** Start of STORED DATA **

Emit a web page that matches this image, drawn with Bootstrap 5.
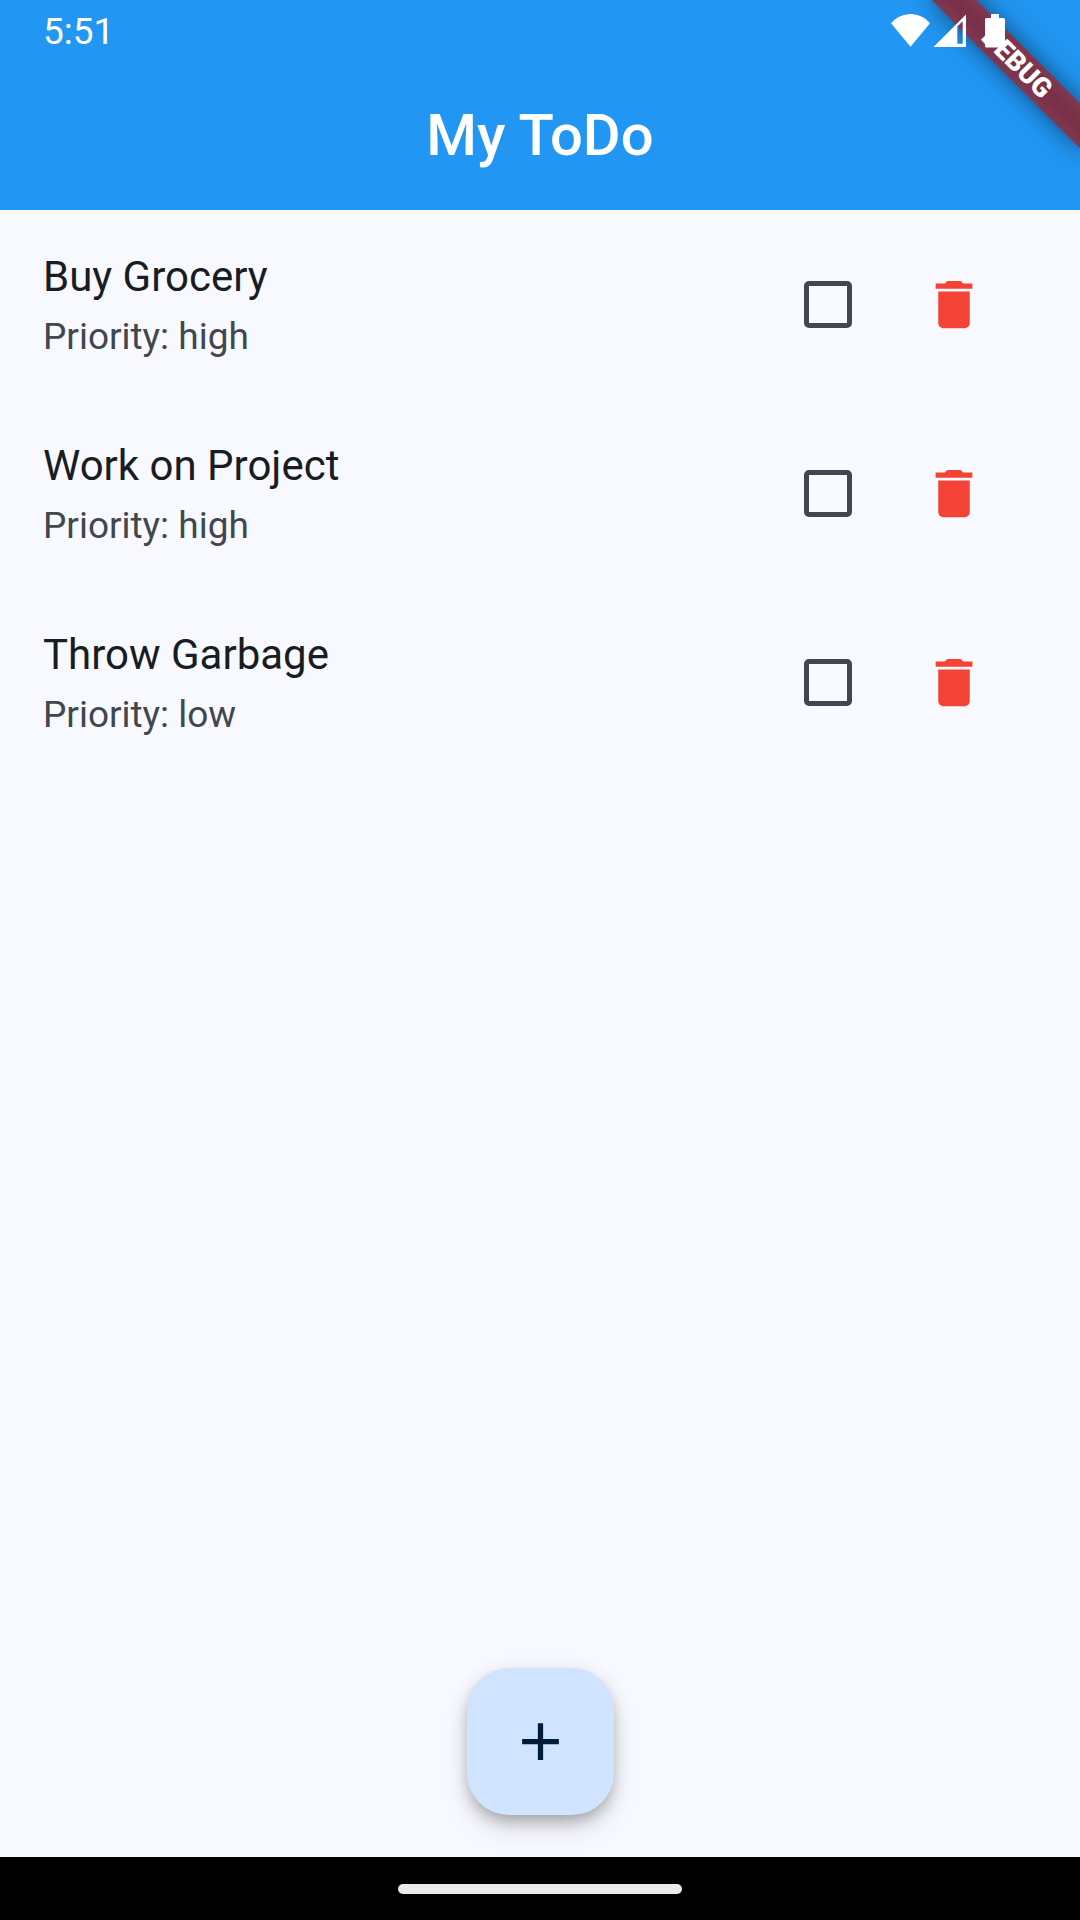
<!DOCTYPE html>
<html lang="en">
<head>
<meta charset="utf-8">
<meta name="viewport" content="width=device-width, initial-scale=1">
<title>My ToDo</title>
<link href="https://cdn.jsdelivr.net/npm/bootstrap@5.3.0/dist/css/bootstrap.min.css" rel="stylesheet">
<style>
  body { font-family: Roboto, "Liberation Sans", sans-serif; background: #f8f9ff; color: #191c20; }
  .app-header { background: #2196f3; color: #fff; }
  .status-bar { height: 63px; padding: 0 75px 0 43px; font-size: 37px; line-height: 63px; z-index: 2; }
  .status-icons { gap: 3px; }
  .app-title { height: 147px; padding-bottom: 4px; font-size: 58px; line-height: 74px; font-weight: 500; }
  /* Corner ribbon */
  .ribbon-clip { width: 210px; height: 210px; pointer-events: none; z-index: 1; }
  .ribbon { top: 47px; right: -42px; width: 210px; height: 32px; transform: rotate(45deg);
    background: linear-gradient(#7f3856, #7a3146 40%, #7a3146 60%, #7f3856);
    box-shadow: 0 0 24px rgba(0,0,0,.5); font-size: 27px; line-height: 32px; font-weight: 900; }
  /* Task rows */
  .task { padding: 36px 63px 36px 43px; }
  .task-name { font-size: 42px; line-height: 61px; cursor: pointer; }
  .task-note { margin-top: 3px; font-size: 37px; line-height: 53px; color: #42474e; }
  .hit { width: 126px; height: 116px; }
  .task-check { appearance: none; width: 48px; height: 47px; border: 5px solid #42474e; border-radius: 5px; background: transparent; margin: 0; }
  .task-check:checked { background: #42474e; }
  .trash { color: #f44336; }
  .fab-area { padding-bottom: 42px; }
  .fab { width: 147px; height: 147px; border-radius: 42px; background: #d1e4ff; color: #001d36;
    box-shadow: 0 8px 13px -3px rgba(0,0,0,.2), 0 14px 24px rgba(0,0,0,.13), 0 3px 20px rgba(0,0,0,.08); }
  .fab:hover { background: #c3dafa; color: #001d36; }
  .gesture-bar { height: 63px; background: #000; padding-top: 27px; }
  .gesture-pill { width: 284px; height: 10px; border-radius: 5px; background: #ebebeb; }
</style>
</head>
<body class="d-flex flex-column min-vh-100">
  <header class="app-header position-relative">
    <div class="status-bar d-flex justify-content-between align-items-center position-relative">
      <span>5:51</span>
      <div class="status-icons d-flex" aria-hidden="true">
        <svg width="39" height="35" viewBox="0 0 39 35" fill="#fff"><path d="M0 9.200C5 3.500 12 0 19.500 0S34 3.500 39 9.200L19.500 32.700z"/></svg>
        <svg width="33" height="35" viewBox="0 0 33 35" fill="#fff"><path fill-rule="evenodd" d="M.5 33L33 .5V33zM24.300 12.500V29.700H29.700V7.200z"/></svg>
        <svg width="36" height="35" viewBox="0 0 36 35" fill="#fff"><path d="M22 0h8v4h4.500a1.500 1.500 0 0 1 1.500 1.500v26.500a1.500 1.500 0 0 1-1.500 1.500h-17a1.500 1.500 0 0 1-1.500-1.500V5.500a1.500 1.500 0 0 1 1.500-1.500H22z"/></svg>
      </div>
    </div>
    <h1 class="app-title d-flex justify-content-center align-items-center m-0">My ToDo</h1>
    <div class="ribbon-clip position-absolute top-0 end-0 overflow-hidden">
      <div class="ribbon position-absolute text-center">DEBUG</div>
    </div>
  </header>

  <main class="flex-grow-1">
    <ul class="list-unstyled m-0">
      <li class="task d-flex align-items-center">
        <div class="flex-grow-1">
          <label class="task-name d-block" for="task1">Buy Grocery</label>
          <div class="task-note">Priority: high</div>
        </div>
        <div class="hit d-flex justify-content-center align-items-center"><input class="task-check" type="checkbox" id="task1"></div>
        <button type="button" class="hit btn trash border-0 p-0 d-flex justify-content-center align-items-center" aria-label="Delete Buy Grocery">
          <svg width="64" height="63" viewBox="0 0 24 24" fill="currentColor"><path d="M6 19c0 1.100.9 2 2 2h8c1.100 0 2-.9 2-2V7H6v12zM19 4h-3.500l-1-1h-5l-1 1H5v2h14V4z"/></svg>
        </button>
      </li>
      <li class="task d-flex align-items-center">
        <div class="flex-grow-1">
          <label class="task-name d-block" for="task2">Work on Project</label>
          <div class="task-note">Priority: high</div>
        </div>
        <div class="hit d-flex justify-content-center align-items-center"><input class="task-check" type="checkbox" id="task2"></div>
        <button type="button" class="hit btn trash border-0 p-0 d-flex justify-content-center align-items-center" aria-label="Delete Work on Project">
          <svg width="64" height="63" viewBox="0 0 24 24" fill="currentColor"><path d="M6 19c0 1.100.9 2 2 2h8c1.100 0 2-.9 2-2V7H6v12zM19 4h-3.500l-1-1h-5l-1 1H5v2h14V4z"/></svg>
        </button>
      </li>
      <li class="task d-flex align-items-center">
        <div class="flex-grow-1">
          <label class="task-name d-block" for="task3">Throw Garbage</label>
          <div class="task-note">Priority: low</div>
        </div>
        <div class="hit d-flex justify-content-center align-items-center"><input class="task-check" type="checkbox" id="task3"></div>
        <button type="button" class="hit btn trash border-0 p-0 d-flex justify-content-center align-items-center" aria-label="Delete Throw Garbage">
          <svg width="64" height="63" viewBox="0 0 24 24" fill="currentColor"><path d="M6 19c0 1.100.9 2 2 2h8c1.100 0 2-.9 2-2V7H6v12zM19 4h-3.500l-1-1h-5l-1 1H5v2h14V4z"/></svg>
        </button>
      </li>
    </ul>
  </main>

  <div class="fab-area d-flex justify-content-center">
    <button type="button" class="fab btn border-0 p-0 d-flex justify-content-center align-items-center" aria-label="Add task">
      <svg width="63" height="63" viewBox="0 0 24 24" fill="currentColor"><path d="M19 13h-6v6h-2v-6H5v-2h6V5h2v6h6z"/></svg>
    </button>
  </div>
  <div class="gesture-bar d-flex justify-content-center"><div class="gesture-pill"></div></div>

<script src="https://cdn.jsdelivr.net/npm/bootstrap@5.3.0/dist/js/bootstrap.bundle.min.js"></script>
</body>
</html>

** End of STORED DATA **

- [PROBLEM TO WORK ON]
Copy out the data above exactly, except the pictures.

- [ANSWER TO THIS TASK]
Emit a web page that matches this image, drawn with Bootstrap 5.
<!DOCTYPE html>
<html lang="en">
<head>
<meta charset="utf-8">
<meta name="viewport" content="width=device-width, initial-scale=1">
<title>My ToDo</title>
<link href="https://cdn.jsdelivr.net/npm/bootstrap@5.3.0/dist/css/bootstrap.min.css" rel="stylesheet">
<style>
  body { font-family: Roboto, "Liberation Sans", sans-serif; background: #f8f9ff; color: #191c20; }
  .app-header { background: #2196f3; color: #fff; }
  .status-bar { height: 63px; padding: 0 75px 0 43px; font-size: 37px; line-height: 63px; z-index: 2; }
  .status-icons { gap: 3px; }
  .app-title { height: 147px; padding-bottom: 4px; font-size: 58px; line-height: 74px; font-weight: 500; }
  /* Corner ribbon */
  .ribbon-clip { width: 210px; height: 210px; pointer-events: none; z-index: 1; }
  .ribbon { top: 47px; right: -42px; width: 210px; height: 32px; transform: rotate(45deg);
    background: linear-gradient(#7f3856, #7a3146 40%, #7a3146 60%, #7f3856);
    box-shadow: 0 0 24px rgba(0,0,0,.5); font-size: 27px; line-height: 32px; font-weight: 900; }
  /* Task rows */
  .task { padding: 36px 63px 36px 43px; }
  .task-name { font-size: 42px; line-height: 61px; cursor: pointer; }
  .task-note { margin-top: 3px; font-size: 37px; line-height: 53px; color: #42474e; }
  .hit { width: 126px; height: 116px; }
  .task-check { appearance: none; width: 48px; height: 47px; border: 5px solid #42474e; border-radius: 5px; background: transparent; margin: 0; }
  .task-check:checked { background: #42474e; }
  .trash { color: #f44336; }
  .fab-area { padding-bottom: 42px; }
  .fab { width: 147px; height: 147px; border-radius: 42px; background: #d1e4ff; color: #001d36;
    box-shadow: 0 8px 13px -3px rgba(0,0,0,.2), 0 14px 24px rgba(0,0,0,.13), 0 3px 20px rgba(0,0,0,.08); }
  .fab:hover { background: #c3dafa; color: #001d36; }
  .gesture-bar { height: 63px; background: #000; padding-top: 27px; }
  .gesture-pill { width: 284px; height: 10px; border-radius: 5px; background: #ebebeb; }
</style>
</head>
<body class="d-flex flex-column min-vh-100">
  <header class="app-header position-relative">
    <div class="status-bar d-flex justify-content-between align-items-center position-relative">
      <span>5:51</span>
      <div class="status-icons d-flex" aria-hidden="true">
        <svg width="39" height="35" viewBox="0 0 39 35" fill="#fff"><path d="M0 9.200C5 3.500 12 0 19.500 0S34 3.500 39 9.200L19.500 32.700z"/></svg>
        <svg width="33" height="35" viewBox="0 0 33 35" fill="#fff"><path fill-rule="evenodd" d="M.5 33L33 .5V33zM24.300 12.500V29.700H29.700V7.200z"/></svg>
        <svg width="36" height="35" viewBox="0 0 36 35" fill="#fff"><path d="M22 0h8v4h4.500a1.500 1.500 0 0 1 1.500 1.500v26.500a1.500 1.500 0 0 1-1.500 1.500h-17a1.500 1.500 0 0 1-1.500-1.500V5.500a1.500 1.500 0 0 1 1.500-1.500H22z"/></svg>
      </div>
    </div>
    <h1 class="app-title d-flex justify-content-center align-items-center m-0">My ToDo</h1>
    <div class="ribbon-clip position-absolute top-0 end-0 overflow-hidden">
      <div class="ribbon position-absolute text-center">DEBUG</div>
    </div>
  </header>

  <main class="flex-grow-1">
    <ul class="list-unstyled m-0">
      <li class="task d-flex align-items-center">
        <div class="flex-grow-1">
          <label class="task-name d-block" for="task1">Buy Grocery</label>
          <div class="task-note">Priority: high</div>
        </div>
        <div class="hit d-flex justify-content-center align-items-center"><input class="task-check" type="checkbox" id="task1"></div>
        <button type="button" class="hit btn trash border-0 p-0 d-flex justify-content-center align-items-center" aria-label="Delete Buy Grocery">
          <svg width="64" height="63" viewBox="0 0 24 24" fill="currentColor"><path d="M6 19c0 1.100.9 2 2 2h8c1.100 0 2-.9 2-2V7H6v12zM19 4h-3.500l-1-1h-5l-1 1H5v2h14V4z"/></svg>
        </button>
      </li>
      <li class="task d-flex align-items-center">
        <div class="flex-grow-1">
          <label class="task-name d-block" for="task2">Work on Project</label>
          <div class="task-note">Priority: high</div>
        </div>
        <div class="hit d-flex justify-content-center align-items-center"><input class="task-check" type="checkbox" id="task2"></div>
        <button type="button" class="hit btn trash border-0 p-0 d-flex justify-content-center align-items-center" aria-label="Delete Work on Project">
          <svg width="64" height="63" viewBox="0 0 24 24" fill="currentColor"><path d="M6 19c0 1.100.9 2 2 2h8c1.100 0 2-.9 2-2V7H6v12zM19 4h-3.500l-1-1h-5l-1 1H5v2h14V4z"/></svg>
        </button>
      </li>
      <li class="task d-flex align-items-center">
        <div class="flex-grow-1">
          <label class="task-name d-block" for="task3">Throw Garbage</label>
          <div class="task-note">Priority: low</div>
        </div>
        <div class="hit d-flex justify-content-center align-items-center"><input class="task-check" type="checkbox" id="task3"></div>
        <button type="button" class="hit btn trash border-0 p-0 d-flex justify-content-center align-items-center" aria-label="Delete Throw Garbage">
          <svg width="64" height="63" viewBox="0 0 24 24" fill="currentColor"><path d="M6 19c0 1.100.9 2 2 2h8c1.100 0 2-.9 2-2V7H6v12zM19 4h-3.500l-1-1h-5l-1 1H5v2h14V4z"/></svg>
        </button>
      </li>
    </ul>
  </main>

  <div class="fab-area d-flex justify-content-center">
    <button type="button" class="fab btn border-0 p-0 d-flex justify-content-center align-items-center" aria-label="Add task">
      <svg width="63" height="63" viewBox="0 0 24 24" fill="currentColor"><path d="M19 13h-6v6h-2v-6H5v-2h6V5h2v6h6z"/></svg>
    </button>
  </div>
  <div class="gesture-bar d-flex justify-content-center"><div class="gesture-pill"></div></div>

<script src="https://cdn.jsdelivr.net/npm/bootstrap@5.3.0/dist/js/bootstrap.bundle.min.js"></script>
</body>
</html>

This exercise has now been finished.